On the other hand, some of our favorite staples of Net Promoter Discipline are well practiced in programs that don’t care about NPS. Closed loop action planning, verbatim analysis, widespread distribution of data to front line employees etc. can still be executed with the most arcane and compounded set of loyalty metrics.

 

During 2011, companies who claim to focus on NPS may find themselves with more in common with those who don’t, than with those who claim a similar methodological choice. So what? Well, it’s a timely reminder that companies are wise to stay clear of perceived methodological purity solely in the name of a flavor of customer loyalty program. Get the basic principles established and stay true to them, but don’t be worried about being wedded to chapter and verse.

 

#2 The Social Media Sandbox

 

The majority of industry pundits point to the inevitability of social media as a lynchpin of your customer experience program.
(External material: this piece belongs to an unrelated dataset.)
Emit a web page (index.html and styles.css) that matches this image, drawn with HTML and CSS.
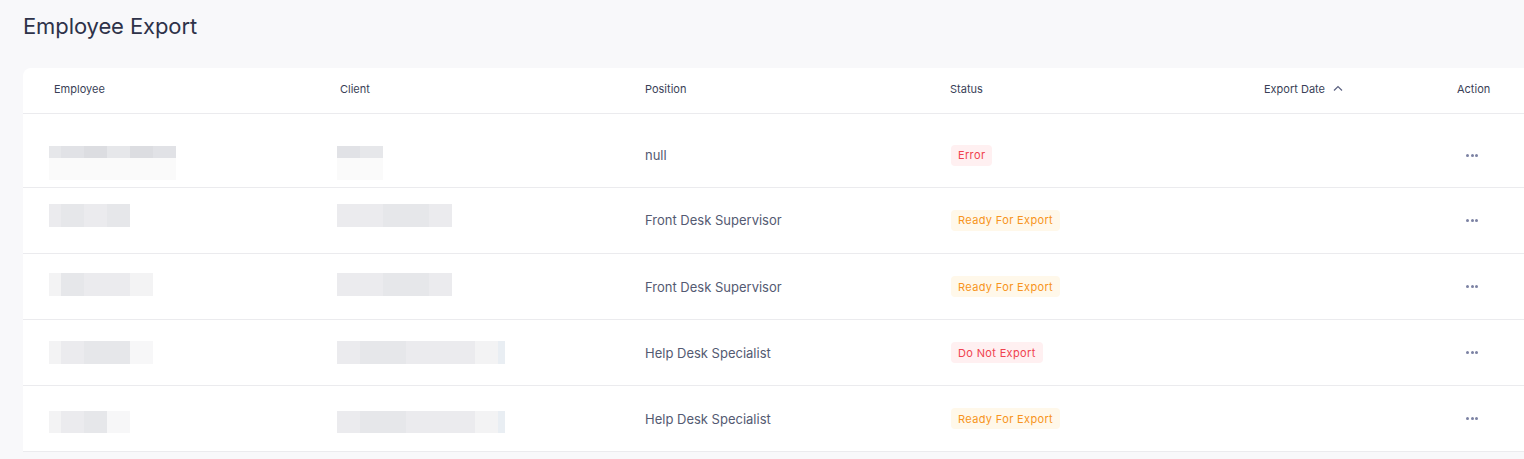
FILE: index.html
```html
<!DOCTYPE html>
<html>
<head>
<meta charset="utf-8">
<link rel="stylesheet" href="styles.css">
</head>
<body>
<div class="page">
  <h1 class="title">Employee Export</h1>
  <div class="card">
    <div class="row head">
      <div class="cell c1">Employee</div>
      <div class="cell c2">Client</div>
      <div class="cell c3">Position</div>
      <div class="cell c4">Status</div>
      <div class="cell c5">Export Date <svg class="sort" width="10" height="6" viewBox="0 0 10 6"><path d="M1 5.5 L5 1.5 L9 5.5" fill="none" stroke="#5b6180" stroke-width="1.2"/></svg></div>
      <div class="cell c6">Action</div>
    </div>

    <div class="row r1">
      <div class="cell c1"><div class="blur stack"><div class="px"><span class="g2 w12"></span><span class="g3 w23"></span><span class="g4 w23"></span><span class="g2 w23"></span><span class="g4 w23"></span><span class="g3 w23"></span></div><div class="px faint"><span class="w127"></span></div></div></div>
      <div class="cell c2"><div class="blur stack"><div class="px"><span class="g3 w23"></span><span class="g2 w23"></span></div><div class="px faint"><span class="w46"></span></div></div></div>
      <div class="cell c3">null</div>
      <div class="cell c4"><span class="badge err">Error</span></div>
      <div class="cell c5"></div>
      <div class="cell c6"><span class="dots"><i></i><i></i><i></i></span></div>
    </div>

    <div class="row r2">
      <div class="cell c1"><div class="blur px tall"><span class="g1 w12"></span><span class="g2 w23"></span><span class="g1 w23"></span><span class="g2 w23"></span></div></div>
      <div class="cell c2"><div class="blur px tall"><span class="g1 w23"></span><span class="g1 w23"></span><span class="g2 w46"></span><span class="g1 w23"></span></div></div>
      <div class="cell c3">Front Desk Supervisor</div>
      <div class="cell c4"><span class="badge ready">Ready For Export</span></div>
      <div class="cell c5"></div>
      <div class="cell c6"><span class="dots"><i></i><i></i><i></i></span></div>
    </div>

    <div class="row r3">
      <div class="cell c1"><div class="blur px tall"><span class="g0 w12"></span><span class="g2 w23"></span><span class="g1 w46"></span><span class="g0 w23"></span></div></div>
      <div class="cell c2"><div class="blur px tall"><span class="g1 w23"></span><span class="g1 w23"></span><span class="g2 w46"></span><span class="g1 w23"></span></div></div>
      <div class="cell c3">Front Desk Supervisor</div>
      <div class="cell c4"><span class="badge ready">Ready For Export</span></div>
      <div class="cell c5"></div>
      <div class="cell c6"><span class="dots"><i></i><i></i><i></i></span></div>
    </div>

    <div class="row r4">
      <div class="cell c1"><div class="blur px tall"><span class="g0 w12"></span><span class="g1 w23"></span><span class="g2 w46"></span><span class="gx w23"></span></div></div>
      <div class="cell c2"><div class="blur px tall"><span class="g1 w23"></span><span class="g2 w23"></span><span class="g2 w23"></span><span class="g1 w23"></span><span class="g1 w23"></span><span class="g1 w23"></span><span class="g0 w23"></span><span class="gb w7"></span></div></div>
      <div class="cell c3">Help Desk Specialist</div>
      <div class="cell c4"><span class="badge err">Do Not Export</span></div>
      <div class="cell c5"></div>
      <div class="cell c6"><span class="dots"><i></i><i></i><i></i></span></div>
    </div>

    <div class="row r5">
      <div class="cell c1"><div class="blur px tall"><span class="g0 w12"></span><span class="g1 w23"></span><span class="g2 w23"></span><span class="gx w23"></span></div></div>
      <div class="cell c2"><div class="blur px tall"><span class="g1 w23"></span><span class="g2 w23"></span><span class="g2 w23"></span><span class="g1 w23"></span><span class="g1 w23"></span><span class="g1 w23"></span><span class="g0 w23"></span><span class="gb w7"></span></div></div>
      <div class="cell c3">Help Desk Specialist</div>
      <div class="cell c4"><span class="badge ready">Ready For Export</span></div>
      <div class="cell c5"></div>
      <div class="cell c6"><span class="dots"><i></i><i></i><i></i></span></div>
    </div>
  </div>
</div>
</body>
</html>
```

FILE: styles.css
```css
html, body {
  margin: 0;
  padding: 0;
  background: #f8f8fa;
  overflow: hidden;
  font-family: Inter, "Noto Sans", sans-serif;
}

.page {
  padding: 12px 0 0 23px;
  width: 1540px;
}

.title {
  margin: 0;
  font-size: 22px;
  font-weight: 400;
  line-height: 28px;
  color: #2e3249;
  letter-spacing: -0.1px;
}

.card {
  margin-top: 28px;
  background: #ffffff;
  border-radius: 8px 0 0 0;
  width: 1520px;
}

.row {
  display: grid;
  grid-template-columns: 317px 305px 305px 314px 193px 1fr;
  border-bottom: 1px solid #ebebee;
  height: 65px;
  align-items: center;
}

.row.head {
  height: 45px;
}

.head .cell {
  font-size: 11px;
  color: #3a3f57;
  font-weight: 400;
  padding-bottom: 4px;
  box-sizing: border-box;
}

.cell {
  font-size: 13px;
  color: #545a72;
  display: flex;
  align-items: center;
  height: 100%;
}

.cell.c1 {
  padding-left: 31px;
}

.c5 .sort {
  margin-left: 8px;
  margin-top: -1px;
}

.row.r1 {
  height: 73px;
}
.r1 .cell {
  padding-top: 9px;
  box-sizing: border-box;
}
.r1 .cell.c1, .r1 .cell.c2 {
  padding-top: 0;
}
.row.r2 .cell.c3, .row.r2 .cell.c4 {
  padding-bottom: 1px;
  box-sizing: border-box;
}

.blur {
  align-self: flex-start;
}
.cell.c1 .blur { margin-left: -5px; }
.cell.c2 .blur { margin-left: -3px; }

.r1 .blur { margin-top: 32px; }
.r2 .blur { margin-top: 16px; }
.r3 .blur { margin-top: 19px; }
.r4 .blur { margin-top: 21px; }
.r5 .blur { margin-top: 25px; }

.stack {
  display: flex;
  flex-direction: column;
}

.px {
  display: flex;
  height: 12px;
}
.px.faint {
  height: 22px;
}
.px.faint span {
  background: #fafafa;
}
.px.tall {
  height: 23px;
}
.r5 .px.tall { height: 22px; }

.px span { display: block; height: 100%; }

.w7 { width: 7px; }
.w12 { width: 12px; }
.w23 { width: 23px; }
.w46 { width: 46px; }
.w127 { width: 127px; }

.g0 { background: #f3f3f4; }
.g1 { background: #ebebee; }
.g2 { background: #e6e7ea; }
.g3 { background: #e1e2e6; }
.g4 { background: #dcdde1; }
.gx { background: #f7f7f8; }
.gb { background: #e9eef3; }

.badge {
  display: inline-flex;
  align-items: center;
  height: 21px;
  padding: 0 7px;
  margin-left: 1px;
  border-radius: 4px;
  font-size: 11px;
  font-weight: 400;
  letter-spacing: 0.35px;
}
.badge.err {
  background: #fff0f1;
  color: #f0434f;
}
.badge.ready {
  background: #fff8ea;
  color: #f79420;
}

.dots {
  display: flex;
  gap: 1.5px;
  margin-left: 9px;
}
.dots i {
  display: block;
  width: 3px;
  height: 3px;
  border-radius: 50%;
  background: #7c82a3;
}
```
And certainly there are lots of firms willing to sell you solutions – many quite useful – to the “opportunity” presented by twitter, facebook and their ilk. But in 2011, significant corporations will continue to treat social media as a sandbox; an opportunity to experiment and learn in an (ideally) fairly safe environment. In short, we will make less progress than we imagine.

 

The hypothesis that social media is primetime for customer experience has lots of supporters and few willing to disagree. If you are selling solutions, your incentive to push the idea as mainstream is obvious, but lots of companies desire the publicity from being on the cutting edge – or at least making sure they are not seen as social media luddites. So a stream of exciting ideas and case studies is virtually guaranteed. Don’t read that as an indication that the kinks are worked out.

 

We can expect a few, well publicized examples of major brands engaged in sharp swerves, if not u-turns, based on micro-communities of vocal social media users. These groups are now quite powerful relative to their size and, once empowered, are hard to ignore. Only time will tell if the choices companies make will be the right ones. We can also expect companies to experiment with social media favoritism: you might get a more rapid response to a problem by tweeting than calling the established 1-800 number. The consequences of such service bias are hard to estimate. 15 years of call avoidance efforts around use of the internet might look silly if we just found a new route for creating calls, and many firms will be hoping that their customers don’t catch on to the notion that going through the support operation is less effective than micro-blogging your unhappiness.

 

What is a well intentioned customer experience leader to do? By all means join the experiment, try a few simple ideas and see what you learn. But it’s pretty tempting to let others do the heavy lifting and make the mistakes. 2011 might be a year to watch and learn.

 

 

 

* John von Neumann (1903 – 1957) was a Hungarian-born American mathematician who made major contributions to a vast range of fields, including set theory, functional analysis, quantum mechanics, ergodic theory, continuous geometry, economics and game theory, computer science, numerical analysis, and statistics, as well as many other mathematical fields. He is generally regarded as one of the greatest mathematicians in modern history.